◆ **CHALLENGE**: Pull out every line below holding the word "screenshot".

◆ **DATA EXCERPTS**:
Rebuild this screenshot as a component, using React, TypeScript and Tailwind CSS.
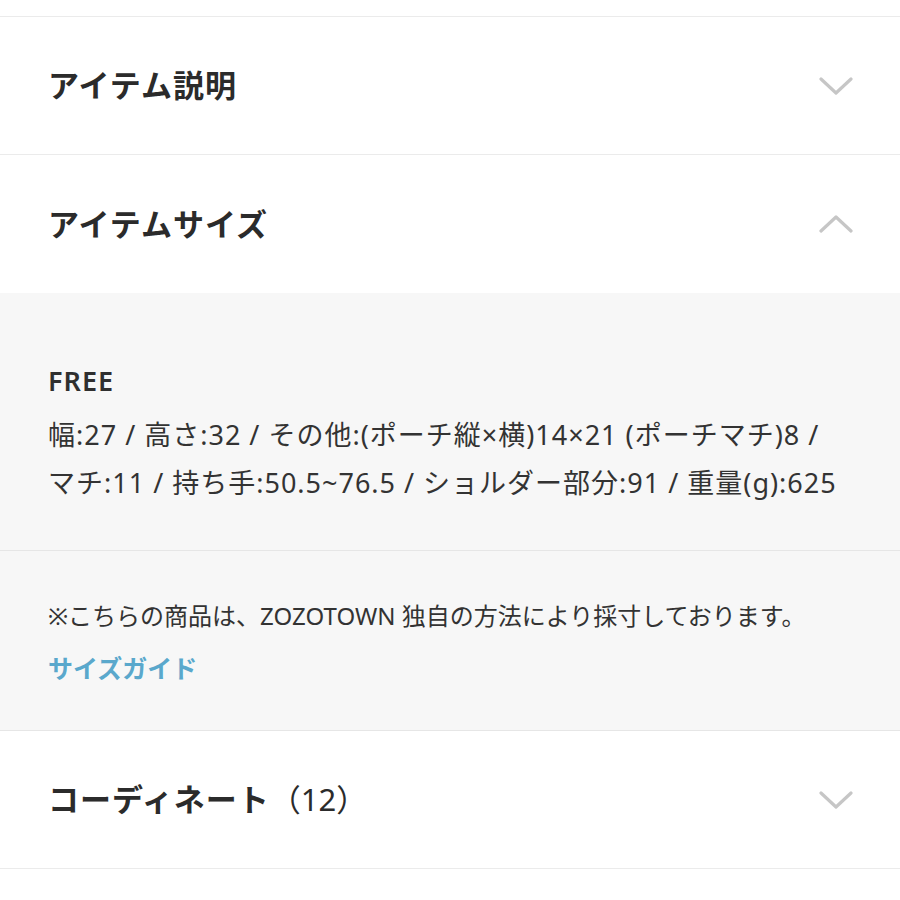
---
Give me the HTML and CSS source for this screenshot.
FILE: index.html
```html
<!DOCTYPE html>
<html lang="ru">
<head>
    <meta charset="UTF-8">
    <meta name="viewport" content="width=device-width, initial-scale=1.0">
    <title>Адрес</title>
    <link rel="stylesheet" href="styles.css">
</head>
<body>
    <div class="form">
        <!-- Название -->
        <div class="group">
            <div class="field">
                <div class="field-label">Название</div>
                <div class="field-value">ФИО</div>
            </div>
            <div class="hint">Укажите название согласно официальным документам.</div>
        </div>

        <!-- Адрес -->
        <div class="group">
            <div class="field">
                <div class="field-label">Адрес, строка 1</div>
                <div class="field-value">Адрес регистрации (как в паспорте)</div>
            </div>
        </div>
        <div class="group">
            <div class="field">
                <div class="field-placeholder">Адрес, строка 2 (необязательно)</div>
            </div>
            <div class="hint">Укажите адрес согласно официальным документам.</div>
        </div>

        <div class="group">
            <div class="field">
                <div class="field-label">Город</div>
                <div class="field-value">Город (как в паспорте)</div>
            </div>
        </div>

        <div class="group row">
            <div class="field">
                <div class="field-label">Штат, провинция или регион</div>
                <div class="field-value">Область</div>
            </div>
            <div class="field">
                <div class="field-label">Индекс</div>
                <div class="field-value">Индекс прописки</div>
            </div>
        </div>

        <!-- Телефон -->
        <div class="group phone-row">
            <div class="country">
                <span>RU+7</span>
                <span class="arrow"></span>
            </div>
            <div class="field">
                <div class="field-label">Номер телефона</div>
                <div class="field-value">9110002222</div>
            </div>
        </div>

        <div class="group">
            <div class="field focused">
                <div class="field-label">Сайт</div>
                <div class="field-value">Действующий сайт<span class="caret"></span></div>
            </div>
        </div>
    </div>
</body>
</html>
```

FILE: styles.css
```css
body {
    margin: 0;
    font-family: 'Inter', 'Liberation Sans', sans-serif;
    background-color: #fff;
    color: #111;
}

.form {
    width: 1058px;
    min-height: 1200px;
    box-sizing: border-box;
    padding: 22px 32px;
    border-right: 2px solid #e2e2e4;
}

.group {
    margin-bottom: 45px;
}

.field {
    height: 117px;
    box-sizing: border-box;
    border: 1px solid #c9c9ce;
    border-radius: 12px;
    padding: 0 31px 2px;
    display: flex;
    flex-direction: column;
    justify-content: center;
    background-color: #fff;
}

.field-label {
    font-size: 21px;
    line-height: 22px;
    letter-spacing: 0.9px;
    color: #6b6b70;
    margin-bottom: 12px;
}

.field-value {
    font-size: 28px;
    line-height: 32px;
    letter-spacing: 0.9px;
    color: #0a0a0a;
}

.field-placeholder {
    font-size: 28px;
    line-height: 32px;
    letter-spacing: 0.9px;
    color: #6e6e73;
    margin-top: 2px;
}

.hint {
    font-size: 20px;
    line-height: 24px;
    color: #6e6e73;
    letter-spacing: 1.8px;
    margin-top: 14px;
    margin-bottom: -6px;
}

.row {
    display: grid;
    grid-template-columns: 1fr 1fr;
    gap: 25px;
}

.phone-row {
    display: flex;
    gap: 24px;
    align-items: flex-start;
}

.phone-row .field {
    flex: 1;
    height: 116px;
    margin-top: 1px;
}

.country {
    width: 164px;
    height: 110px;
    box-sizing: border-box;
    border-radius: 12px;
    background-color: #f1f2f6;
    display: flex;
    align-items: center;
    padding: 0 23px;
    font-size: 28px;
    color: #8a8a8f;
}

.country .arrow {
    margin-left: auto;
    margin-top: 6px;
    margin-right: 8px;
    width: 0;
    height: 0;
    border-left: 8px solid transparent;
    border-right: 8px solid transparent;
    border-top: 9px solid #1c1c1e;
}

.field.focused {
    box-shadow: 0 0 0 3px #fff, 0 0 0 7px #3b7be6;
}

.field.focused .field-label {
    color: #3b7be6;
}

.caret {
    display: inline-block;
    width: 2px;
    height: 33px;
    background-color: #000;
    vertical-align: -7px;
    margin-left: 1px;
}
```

◆ **WRITTEN ANSWER**:
Rebuild this screenshot as a component, using React, TypeScript and Tailwind CSS.
Give me the HTML and CSS source for this screenshot.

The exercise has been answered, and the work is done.